## START Available data

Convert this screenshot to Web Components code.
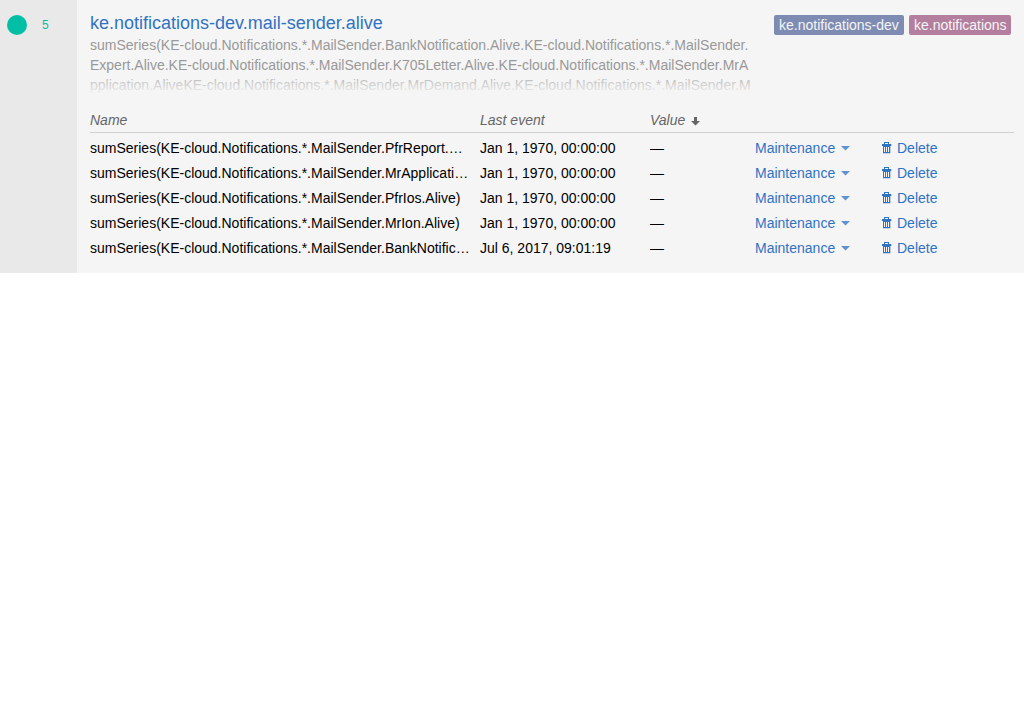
<!DOCTYPE html>
<html lang="en"><head><meta charset="utf-8"><title>Trigger</title>
<style>
body{margin:0;background:#fff;color:#000;font:14px/20px "Liberation Sans",Arial,sans-serif}
</style></head><body>
<trigger-card>
  <trigger-state slot="state">5</trigger-state>
  <span slot="title">ke.notifications-dev.mail-sender.alive</span>
  <tag-label slot="tags" style="--tag:#7e8cb4;--size:130px">ke.notifications-dev</tag-label>
  <tag-label slot="tags" style="--tag:#b47e9e;--size:102px">ke.notifications</tag-label>
  <target-text slot="targets">
    <div>sumSeries(KE-cloud.Notifications.*.MailSender.BankNotification.Alive.KE-cloud.Notifications.*.MailSender.</div>
    <div>Expert.Alive.KE-cloud.Notifications.*.MailSender.K705Letter.Alive.KE-cloud.Notifications.*.MailSender.MrA</div>
    <div>pplication.AliveKE-cloud.Notifications.*.MailSender.MrDemand.Alive.KE-cloud.Notifications.*.MailSender.M</div>
  </target-text>
  <metric-table>
    <metric-row date="Jan 1, 1970, 00:00:00">sumSeries(KE-cloud.Notifications.*.MailSender.PfrReport.…</metric-row>
    <metric-row date="Jan 1, 1970, 00:00:00">sumSeries(KE-cloud.Notifications.*.MailSender.MrApplicati…</metric-row>
    <metric-row date="Jan 1, 1970, 00:00:00">sumSeries(KE-cloud.Notifications.*.MailSender.PfrIos.Alive)</metric-row>
    <metric-row date="Jan 1, 1970, 00:00:00">sumSeries(KE-cloud.Notifications.*.MailSender.MrIon.Alive)</metric-row>
    <metric-row date="Jul 6, 2017, 09:01:19">sumSeries(KE-cloud.Notifications.*.MailSender.BankNotific…</metric-row>
  </metric-table>
</trigger-card>
<script>
function define(name, html, init) {
  const template = document.createElement('template');
  template.innerHTML = html;
  customElements.define(name, class extends HTMLElement {
    constructor() {
      super();
      this.attachShadow({mode: 'open'}).append(template.content.cloneNode(true));
    }
    connectedCallback() { if (init) init(this, this.shadowRoot); }
  });
}

define('trigger-card', `<style>
:host{display:flex;height:273px;background:#f5f5f5}
aside{width:77px;flex:none;background:#e9e9e9}
main{flex:1;min-width:0;padding:13px 10px 0 13px}
header{display:flex;justify-content:space-between;height:22px}
h1{margin:0;font-size:18px;line-height:20px;font-weight:400;color:#3072c4}
.tags{display:flex;gap:5px;padding:2px 3px 0 0}
</style>
<aside><slot name="state"></slot></aside>
<main><header><h1><slot name="title"></slot></h1><div class="tags"><slot name="tags"></slot></div></header>
<slot name="targets"></slot><slot></slot></main>`);

define('trigger-state', `<style>
:host{display:flex;align-items:center;gap:15px;padding:15px 0 0 7px;font-size:12px;line-height:20px;color:#00bfa5}
i{width:20px;height:20px;border-radius:50%;background:#00bfa5}
</style><i></i><span><slot></slot></span>`);

define('tag-label', `<style>
:host{display:block;box-sizing:border-box;width:var(--size);height:20px;padding-left:5px;white-space:nowrap;border-radius:2px;background:var(--tag);color:#f5f5f5}
</style><slot></slot>`);

define('target-text', `<style>
:host{display:block;position:relative;height:60px;overflow:hidden;white-space:nowrap;color:#999}
.fade{position:absolute;left:0;right:0;bottom:0;height:20px;background:linear-gradient(rgba(245,245,245,.25),#f5f5f5)}
</style><slot></slot><div class="fade"></div>`);

define('metric-table', `<style>
:host{display:block;padding-top:15px}
.head{display:grid;grid-template-columns:390px 170px 1fr;height:22px;border-bottom:1px solid #d0d0d0;font-style:italic;color:#666}
.rows{display:flex;flex-direction:column;gap:5px;padding-top:5px}
.value{display:flex;gap:6px}
svg{display:block;margin-top:7px}
</style>
<div class="head"><span>Name</span><span>Last event</span><span class="value">Value <svg width="9" height="9"><path d="M3 0h3v4h3L4.5 8.500 0 4h3z" fill="#666"/></svg></span></div>
<div class="rows"><slot></slot></div>`);

define('metric-row', `<style>
:host{display:grid;grid-template-columns:390px 170px 105px 127px 1fr;height:20px}
.name{width:380px;overflow:hidden;text-overflow:ellipsis;white-space:nowrap}
.link{display:flex;color:#3072c4}
.caret{margin:8px 0 0 6px;opacity:.75}
.bin{margin:4px 5px 0 0}
</style>
<span class="name"><slot></slot></span><span class="date"></span><span class="dash">—</span>
<span class="link">Maintenance<svg class="caret" width="9" height="5"><path d="M0 0h9L4.5 4.500z" fill="#3072c4"/></svg></span>
<span class="link"><svg class="bin" width="10" height="12"><path fill="#3072c4" fill-rule="evenodd" d="M2 0h5v2h2.300v2H8.300V11.300H1V4H0V2h2zM3 1v1h3V1zM2 5v5h1V5zM4 5v5h1V5zM6 5v5h1V5z"/></svg>Delete</span>`,
(el, root) => { root.querySelector('.date').textContent = el.getAttribute('date'); });
</script></body></html>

## END Available data

Give every line above again exactly, with no pictures.

Completed task
Convert this screenshot to Web Components code.
<!DOCTYPE html>
<html lang="en"><head><meta charset="utf-8"><title>Trigger</title>
<style>
body{margin:0;background:#fff;color:#000;font:14px/20px "Liberation Sans",Arial,sans-serif}
</style></head><body>
<trigger-card>
  <trigger-state slot="state">5</trigger-state>
  <span slot="title">ke.notifications-dev.mail-sender.alive</span>
  <tag-label slot="tags" style="--tag:#7e8cb4;--size:130px">ke.notifications-dev</tag-label>
  <tag-label slot="tags" style="--tag:#b47e9e;--size:102px">ke.notifications</tag-label>
  <target-text slot="targets">
    <div>sumSeries(KE-cloud.Notifications.*.MailSender.BankNotification.Alive.KE-cloud.Notifications.*.MailSender.</div>
    <div>Expert.Alive.KE-cloud.Notifications.*.MailSender.K705Letter.Alive.KE-cloud.Notifications.*.MailSender.MrA</div>
    <div>pplication.AliveKE-cloud.Notifications.*.MailSender.MrDemand.Alive.KE-cloud.Notifications.*.MailSender.M</div>
  </target-text>
  <metric-table>
    <metric-row date="Jan 1, 1970, 00:00:00">sumSeries(KE-cloud.Notifications.*.MailSender.PfrReport.…</metric-row>
    <metric-row date="Jan 1, 1970, 00:00:00">sumSeries(KE-cloud.Notifications.*.MailSender.MrApplicati…</metric-row>
    <metric-row date="Jan 1, 1970, 00:00:00">sumSeries(KE-cloud.Notifications.*.MailSender.PfrIos.Alive)</metric-row>
    <metric-row date="Jan 1, 1970, 00:00:00">sumSeries(KE-cloud.Notifications.*.MailSender.MrIon.Alive)</metric-row>
    <metric-row date="Jul 6, 2017, 09:01:19">sumSeries(KE-cloud.Notifications.*.MailSender.BankNotific…</metric-row>
  </metric-table>
</trigger-card>
<script>
function define(name, html, init) {
  const template = document.createElement('template');
  template.innerHTML = html;
  customElements.define(name, class extends HTMLElement {
    constructor() {
      super();
      this.attachShadow({mode: 'open'}).append(template.content.cloneNode(true));
    }
    connectedCallback() { if (init) init(this, this.shadowRoot); }
  });
}

define('trigger-card', `<style>
:host{display:flex;height:273px;background:#f5f5f5}
aside{width:77px;flex:none;background:#e9e9e9}
main{flex:1;min-width:0;padding:13px 10px 0 13px}
header{display:flex;justify-content:space-between;height:22px}
h1{margin:0;font-size:18px;line-height:20px;font-weight:400;color:#3072c4}
.tags{display:flex;gap:5px;padding:2px 3px 0 0}
</style>
<aside><slot name="state"></slot></aside>
<main><header><h1><slot name="title"></slot></h1><div class="tags"><slot name="tags"></slot></div></header>
<slot name="targets"></slot><slot></slot></main>`);

define('trigger-state', `<style>
:host{display:flex;align-items:center;gap:15px;padding:15px 0 0 7px;font-size:12px;line-height:20px;color:#00bfa5}
i{width:20px;height:20px;border-radius:50%;background:#00bfa5}
</style><i></i><span><slot></slot></span>`);

define('tag-label', `<style>
:host{display:block;box-sizing:border-box;width:var(--size);height:20px;padding-left:5px;white-space:nowrap;border-radius:2px;background:var(--tag);color:#f5f5f5}
</style><slot></slot>`);

define('target-text', `<style>
:host{display:block;position:relative;height:60px;overflow:hidden;white-space:nowrap;color:#999}
.fade{position:absolute;left:0;right:0;bottom:0;height:20px;background:linear-gradient(rgba(245,245,245,.25),#f5f5f5)}
</style><slot></slot><div class="fade"></div>`);

define('metric-table', `<style>
:host{display:block;padding-top:15px}
.head{display:grid;grid-template-columns:390px 170px 1fr;height:22px;border-bottom:1px solid #d0d0d0;font-style:italic;color:#666}
.rows{display:flex;flex-direction:column;gap:5px;padding-top:5px}
.value{display:flex;gap:6px}
svg{display:block;margin-top:7px}
</style>
<div class="head"><span>Name</span><span>Last event</span><span class="value">Value <svg width="9" height="9"><path d="M3 0h3v4h3L4.5 8.500 0 4h3z" fill="#666"/></svg></span></div>
<div class="rows"><slot></slot></div>`);

define('metric-row', `<style>
:host{display:grid;grid-template-columns:390px 170px 105px 127px 1fr;height:20px}
.name{width:380px;overflow:hidden;text-overflow:ellipsis;white-space:nowrap}
.link{display:flex;color:#3072c4}
.caret{margin:8px 0 0 6px;opacity:.75}
.bin{margin:4px 5px 0 0}
</style>
<span class="name"><slot></slot></span><span class="date"></span><span class="dash">—</span>
<span class="link">Maintenance<svg class="caret" width="9" height="5"><path d="M0 0h9L4.5 4.500z" fill="#3072c4"/></svg></span>
<span class="link"><svg class="bin" width="10" height="12"><path fill="#3072c4" fill-rule="evenodd" d="M2 0h5v2h2.300v2H8.300V11.300H1V4H0V2h2zM3 1v1h3V1zM2 5v5h1V5zM4 5v5h1V5zM6 5v5h1V5z"/></svg>Delete</span>`,
(el, root) => { root.querySelector('.date').textContent = el.getAttribute('date'); });
</script></body></html>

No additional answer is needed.